• **Task to complete**:
Find the lines holding the word "this" and collect them.

• **Information supplied**:

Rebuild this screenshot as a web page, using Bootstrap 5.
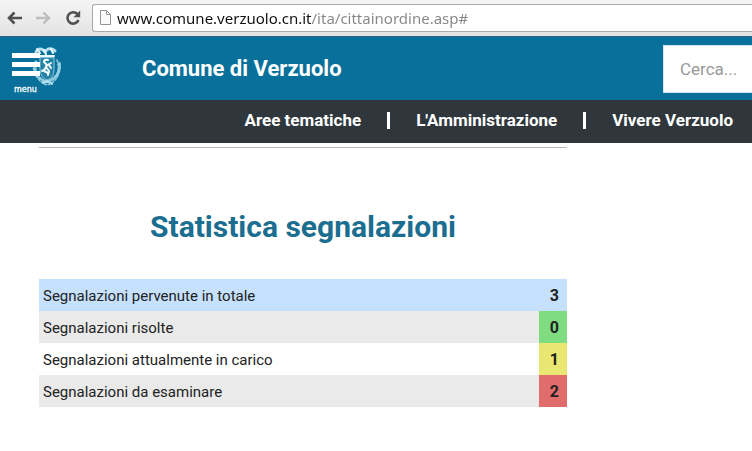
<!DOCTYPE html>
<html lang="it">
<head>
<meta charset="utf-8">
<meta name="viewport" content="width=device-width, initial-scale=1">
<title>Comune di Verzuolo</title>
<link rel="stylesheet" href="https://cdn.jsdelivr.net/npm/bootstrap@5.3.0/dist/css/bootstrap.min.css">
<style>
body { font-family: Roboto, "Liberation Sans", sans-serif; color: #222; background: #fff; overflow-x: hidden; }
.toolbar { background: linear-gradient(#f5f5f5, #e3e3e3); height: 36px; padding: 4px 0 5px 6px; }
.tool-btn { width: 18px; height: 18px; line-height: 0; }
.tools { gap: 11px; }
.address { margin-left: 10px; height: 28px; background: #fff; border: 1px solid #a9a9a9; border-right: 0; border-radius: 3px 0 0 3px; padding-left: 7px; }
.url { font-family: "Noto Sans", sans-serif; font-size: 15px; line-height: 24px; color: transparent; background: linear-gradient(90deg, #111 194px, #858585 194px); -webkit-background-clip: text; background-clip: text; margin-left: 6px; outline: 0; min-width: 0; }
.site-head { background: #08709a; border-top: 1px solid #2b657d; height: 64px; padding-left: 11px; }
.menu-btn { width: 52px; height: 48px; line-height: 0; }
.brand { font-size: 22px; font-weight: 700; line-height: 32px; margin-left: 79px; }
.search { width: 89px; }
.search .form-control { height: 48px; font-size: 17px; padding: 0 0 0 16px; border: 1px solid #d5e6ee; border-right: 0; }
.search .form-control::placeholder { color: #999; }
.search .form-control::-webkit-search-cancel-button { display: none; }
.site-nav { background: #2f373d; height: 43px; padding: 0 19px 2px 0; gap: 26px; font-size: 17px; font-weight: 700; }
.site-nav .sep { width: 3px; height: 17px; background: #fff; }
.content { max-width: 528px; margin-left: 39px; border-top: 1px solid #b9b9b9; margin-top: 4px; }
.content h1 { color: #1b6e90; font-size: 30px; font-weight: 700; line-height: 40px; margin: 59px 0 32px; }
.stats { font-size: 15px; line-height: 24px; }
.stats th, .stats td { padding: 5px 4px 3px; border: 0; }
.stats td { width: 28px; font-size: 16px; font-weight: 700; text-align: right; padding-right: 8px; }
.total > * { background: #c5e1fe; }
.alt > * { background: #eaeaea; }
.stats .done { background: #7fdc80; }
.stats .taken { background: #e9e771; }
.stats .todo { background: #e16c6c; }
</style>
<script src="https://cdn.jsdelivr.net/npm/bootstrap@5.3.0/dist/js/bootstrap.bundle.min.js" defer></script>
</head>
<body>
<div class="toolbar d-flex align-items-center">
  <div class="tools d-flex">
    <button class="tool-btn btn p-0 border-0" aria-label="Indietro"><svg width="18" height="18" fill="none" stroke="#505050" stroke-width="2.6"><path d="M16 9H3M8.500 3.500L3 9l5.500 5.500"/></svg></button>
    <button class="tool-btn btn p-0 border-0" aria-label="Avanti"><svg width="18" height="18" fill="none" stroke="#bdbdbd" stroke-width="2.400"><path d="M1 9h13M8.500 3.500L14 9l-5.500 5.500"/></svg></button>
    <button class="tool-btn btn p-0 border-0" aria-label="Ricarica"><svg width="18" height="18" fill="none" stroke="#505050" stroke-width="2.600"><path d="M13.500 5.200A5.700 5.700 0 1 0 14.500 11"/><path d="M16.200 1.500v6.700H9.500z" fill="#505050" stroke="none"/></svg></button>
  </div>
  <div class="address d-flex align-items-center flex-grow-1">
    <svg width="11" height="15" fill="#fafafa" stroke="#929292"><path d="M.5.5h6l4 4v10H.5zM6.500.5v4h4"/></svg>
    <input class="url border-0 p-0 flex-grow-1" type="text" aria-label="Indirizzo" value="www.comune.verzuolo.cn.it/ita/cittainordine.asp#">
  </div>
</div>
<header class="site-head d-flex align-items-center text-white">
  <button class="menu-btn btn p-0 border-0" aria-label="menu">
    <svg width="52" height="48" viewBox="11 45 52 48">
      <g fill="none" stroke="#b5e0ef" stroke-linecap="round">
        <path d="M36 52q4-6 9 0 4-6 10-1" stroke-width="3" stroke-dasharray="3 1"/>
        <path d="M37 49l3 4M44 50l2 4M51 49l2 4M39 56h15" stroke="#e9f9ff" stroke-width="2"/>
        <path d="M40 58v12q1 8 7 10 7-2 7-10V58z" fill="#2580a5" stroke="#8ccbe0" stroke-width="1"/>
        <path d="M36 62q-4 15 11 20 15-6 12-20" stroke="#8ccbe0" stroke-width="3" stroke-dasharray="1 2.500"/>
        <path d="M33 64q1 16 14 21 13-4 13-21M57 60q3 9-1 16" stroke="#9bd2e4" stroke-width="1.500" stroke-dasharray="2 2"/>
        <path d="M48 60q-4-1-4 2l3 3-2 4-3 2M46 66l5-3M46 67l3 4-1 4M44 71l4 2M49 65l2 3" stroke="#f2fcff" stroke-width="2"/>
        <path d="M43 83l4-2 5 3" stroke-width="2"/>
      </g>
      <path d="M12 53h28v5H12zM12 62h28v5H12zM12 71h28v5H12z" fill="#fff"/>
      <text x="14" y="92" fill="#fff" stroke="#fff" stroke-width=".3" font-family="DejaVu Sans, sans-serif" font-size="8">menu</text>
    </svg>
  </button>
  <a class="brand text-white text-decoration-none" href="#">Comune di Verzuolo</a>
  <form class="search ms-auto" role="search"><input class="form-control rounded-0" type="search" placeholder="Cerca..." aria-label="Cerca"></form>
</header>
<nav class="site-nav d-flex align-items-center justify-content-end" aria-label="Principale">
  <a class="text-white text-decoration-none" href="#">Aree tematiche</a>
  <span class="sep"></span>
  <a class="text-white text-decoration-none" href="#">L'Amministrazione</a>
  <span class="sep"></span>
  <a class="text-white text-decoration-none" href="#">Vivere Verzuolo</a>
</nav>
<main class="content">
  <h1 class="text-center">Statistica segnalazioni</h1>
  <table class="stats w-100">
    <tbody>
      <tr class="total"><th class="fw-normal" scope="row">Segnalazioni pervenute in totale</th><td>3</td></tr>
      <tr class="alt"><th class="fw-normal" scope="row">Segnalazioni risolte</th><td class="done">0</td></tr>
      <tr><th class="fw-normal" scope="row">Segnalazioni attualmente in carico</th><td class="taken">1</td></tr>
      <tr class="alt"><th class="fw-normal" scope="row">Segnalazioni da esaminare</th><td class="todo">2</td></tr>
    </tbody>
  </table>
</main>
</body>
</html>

* * *

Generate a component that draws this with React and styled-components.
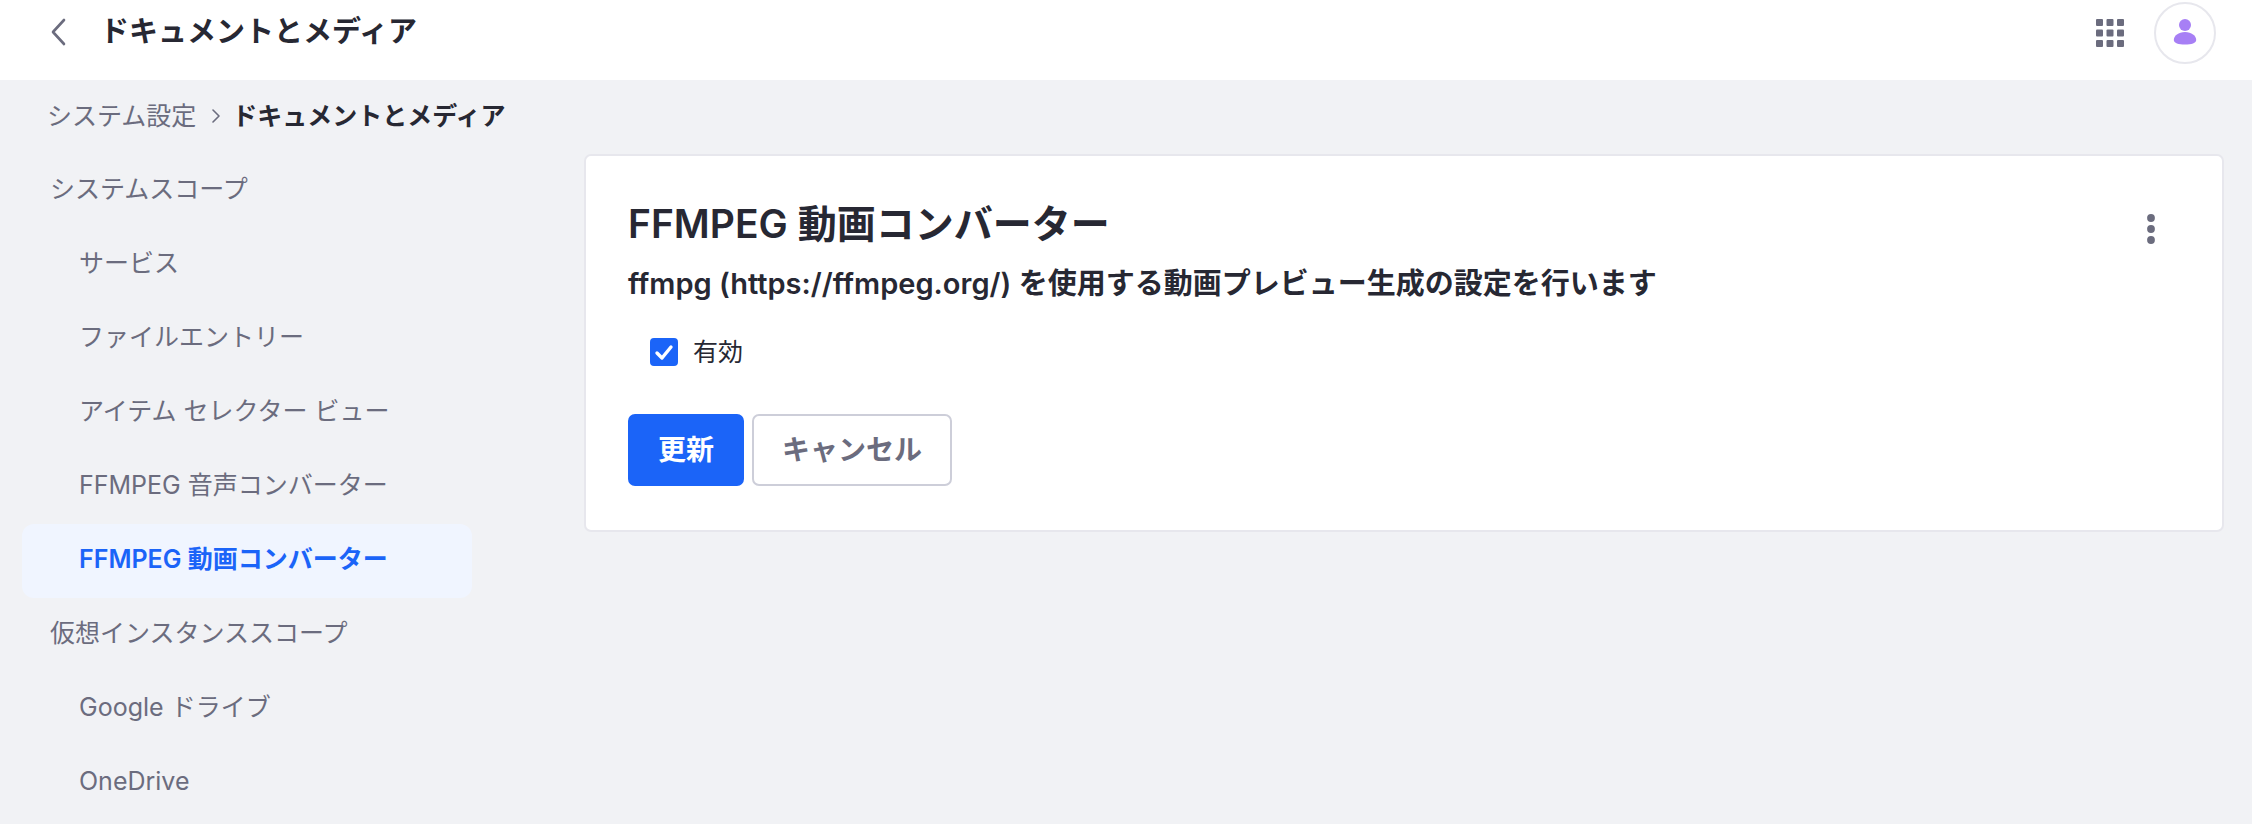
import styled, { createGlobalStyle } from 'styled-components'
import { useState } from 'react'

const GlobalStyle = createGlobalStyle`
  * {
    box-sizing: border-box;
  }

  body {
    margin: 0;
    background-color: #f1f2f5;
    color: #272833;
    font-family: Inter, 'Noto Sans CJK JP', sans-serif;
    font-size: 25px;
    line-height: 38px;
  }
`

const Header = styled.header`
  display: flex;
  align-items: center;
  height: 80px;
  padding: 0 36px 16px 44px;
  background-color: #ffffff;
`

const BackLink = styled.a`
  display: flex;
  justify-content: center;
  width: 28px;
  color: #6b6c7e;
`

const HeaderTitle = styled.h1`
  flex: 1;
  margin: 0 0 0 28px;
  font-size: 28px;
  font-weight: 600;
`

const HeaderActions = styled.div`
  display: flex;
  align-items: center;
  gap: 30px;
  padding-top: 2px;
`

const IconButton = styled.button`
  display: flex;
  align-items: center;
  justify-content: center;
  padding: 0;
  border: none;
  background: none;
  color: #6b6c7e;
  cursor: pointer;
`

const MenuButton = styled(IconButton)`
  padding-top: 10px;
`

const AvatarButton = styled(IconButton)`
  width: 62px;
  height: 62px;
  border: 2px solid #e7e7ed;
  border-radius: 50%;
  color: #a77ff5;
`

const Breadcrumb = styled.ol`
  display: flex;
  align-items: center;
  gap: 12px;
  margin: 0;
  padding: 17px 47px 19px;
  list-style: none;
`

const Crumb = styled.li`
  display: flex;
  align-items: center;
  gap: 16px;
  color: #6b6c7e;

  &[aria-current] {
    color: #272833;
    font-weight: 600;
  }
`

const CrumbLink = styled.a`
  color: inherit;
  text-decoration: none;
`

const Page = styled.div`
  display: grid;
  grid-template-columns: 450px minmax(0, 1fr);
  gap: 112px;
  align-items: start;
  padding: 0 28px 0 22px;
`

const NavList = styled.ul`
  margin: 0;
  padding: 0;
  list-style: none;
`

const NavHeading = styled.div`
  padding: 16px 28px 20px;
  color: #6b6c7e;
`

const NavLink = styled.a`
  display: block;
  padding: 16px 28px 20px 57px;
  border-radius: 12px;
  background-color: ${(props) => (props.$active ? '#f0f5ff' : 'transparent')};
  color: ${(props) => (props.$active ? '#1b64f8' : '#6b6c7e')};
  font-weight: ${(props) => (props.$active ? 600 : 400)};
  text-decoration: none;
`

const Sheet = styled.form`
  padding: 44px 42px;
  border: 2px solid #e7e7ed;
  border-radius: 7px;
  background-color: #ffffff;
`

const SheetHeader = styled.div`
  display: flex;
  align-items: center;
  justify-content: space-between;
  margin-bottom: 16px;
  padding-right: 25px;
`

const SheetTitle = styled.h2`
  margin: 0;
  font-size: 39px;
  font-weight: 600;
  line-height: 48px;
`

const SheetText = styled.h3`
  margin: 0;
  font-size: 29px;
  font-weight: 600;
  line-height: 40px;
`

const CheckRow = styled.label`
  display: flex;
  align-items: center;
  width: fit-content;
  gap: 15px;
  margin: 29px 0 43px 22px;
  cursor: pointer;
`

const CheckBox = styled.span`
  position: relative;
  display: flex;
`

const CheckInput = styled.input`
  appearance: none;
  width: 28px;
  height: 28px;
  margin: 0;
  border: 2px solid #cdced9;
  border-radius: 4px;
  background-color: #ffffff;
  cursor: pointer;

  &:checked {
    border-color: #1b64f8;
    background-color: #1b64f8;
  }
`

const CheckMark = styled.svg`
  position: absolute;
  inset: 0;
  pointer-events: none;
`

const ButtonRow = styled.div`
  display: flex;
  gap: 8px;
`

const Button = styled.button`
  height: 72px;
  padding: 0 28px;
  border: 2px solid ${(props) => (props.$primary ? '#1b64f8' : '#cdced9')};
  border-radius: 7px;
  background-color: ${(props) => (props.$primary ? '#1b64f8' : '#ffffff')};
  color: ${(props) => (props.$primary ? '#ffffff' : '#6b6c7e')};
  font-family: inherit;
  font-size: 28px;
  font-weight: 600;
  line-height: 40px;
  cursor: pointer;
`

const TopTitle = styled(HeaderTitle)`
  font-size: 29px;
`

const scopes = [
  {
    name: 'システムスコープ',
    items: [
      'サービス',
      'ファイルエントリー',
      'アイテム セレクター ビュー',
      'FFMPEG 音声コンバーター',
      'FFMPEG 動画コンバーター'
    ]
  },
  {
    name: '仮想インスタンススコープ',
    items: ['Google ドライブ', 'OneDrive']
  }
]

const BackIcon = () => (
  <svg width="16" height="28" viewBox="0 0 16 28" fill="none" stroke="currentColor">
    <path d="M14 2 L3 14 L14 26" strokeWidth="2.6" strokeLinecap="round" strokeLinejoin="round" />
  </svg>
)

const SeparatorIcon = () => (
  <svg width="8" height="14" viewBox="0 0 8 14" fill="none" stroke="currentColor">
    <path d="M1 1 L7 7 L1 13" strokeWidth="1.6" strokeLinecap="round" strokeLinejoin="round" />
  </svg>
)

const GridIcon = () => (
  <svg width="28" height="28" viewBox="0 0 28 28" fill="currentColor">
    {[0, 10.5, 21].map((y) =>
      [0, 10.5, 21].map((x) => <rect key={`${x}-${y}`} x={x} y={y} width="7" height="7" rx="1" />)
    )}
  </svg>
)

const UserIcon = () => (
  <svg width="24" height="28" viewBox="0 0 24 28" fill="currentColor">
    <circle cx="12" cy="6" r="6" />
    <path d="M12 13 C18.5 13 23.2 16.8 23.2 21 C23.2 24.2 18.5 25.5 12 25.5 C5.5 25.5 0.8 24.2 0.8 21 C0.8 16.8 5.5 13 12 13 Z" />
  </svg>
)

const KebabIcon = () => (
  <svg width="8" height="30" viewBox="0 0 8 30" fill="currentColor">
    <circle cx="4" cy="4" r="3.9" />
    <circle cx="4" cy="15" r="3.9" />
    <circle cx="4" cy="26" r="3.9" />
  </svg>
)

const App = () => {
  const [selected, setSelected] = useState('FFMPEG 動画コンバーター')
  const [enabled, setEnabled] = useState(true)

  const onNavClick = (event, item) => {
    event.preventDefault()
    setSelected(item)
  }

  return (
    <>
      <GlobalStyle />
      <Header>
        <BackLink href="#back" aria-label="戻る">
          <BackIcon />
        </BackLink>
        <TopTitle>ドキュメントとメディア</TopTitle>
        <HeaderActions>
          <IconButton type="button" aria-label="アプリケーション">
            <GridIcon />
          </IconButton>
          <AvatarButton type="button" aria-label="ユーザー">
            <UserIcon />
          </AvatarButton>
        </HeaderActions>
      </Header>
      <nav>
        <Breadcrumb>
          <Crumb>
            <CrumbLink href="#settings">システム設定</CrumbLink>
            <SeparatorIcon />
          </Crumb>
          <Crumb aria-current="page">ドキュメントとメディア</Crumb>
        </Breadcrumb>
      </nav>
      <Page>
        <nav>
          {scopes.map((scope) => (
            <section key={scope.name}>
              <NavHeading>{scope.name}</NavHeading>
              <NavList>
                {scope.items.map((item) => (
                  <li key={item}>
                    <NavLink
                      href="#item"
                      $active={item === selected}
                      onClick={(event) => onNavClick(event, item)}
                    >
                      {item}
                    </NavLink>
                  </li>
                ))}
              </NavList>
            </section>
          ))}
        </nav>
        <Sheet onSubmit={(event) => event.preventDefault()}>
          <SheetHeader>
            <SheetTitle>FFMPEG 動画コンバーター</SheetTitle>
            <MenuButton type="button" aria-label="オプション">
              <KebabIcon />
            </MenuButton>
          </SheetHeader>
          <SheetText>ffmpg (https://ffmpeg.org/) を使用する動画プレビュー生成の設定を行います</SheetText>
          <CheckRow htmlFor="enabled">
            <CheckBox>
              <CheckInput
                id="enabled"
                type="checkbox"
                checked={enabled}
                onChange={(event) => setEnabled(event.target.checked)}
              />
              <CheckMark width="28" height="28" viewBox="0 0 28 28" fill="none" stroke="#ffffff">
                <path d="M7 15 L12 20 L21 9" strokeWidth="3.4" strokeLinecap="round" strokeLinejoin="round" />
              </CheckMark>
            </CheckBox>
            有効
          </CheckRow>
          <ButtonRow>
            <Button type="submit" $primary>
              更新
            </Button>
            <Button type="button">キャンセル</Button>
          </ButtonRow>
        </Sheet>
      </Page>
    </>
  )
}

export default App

• **Exercise result**:
Rebuild this screenshot as a web page, using Bootstrap 5.
Generate a component that draws this with React and styled-components.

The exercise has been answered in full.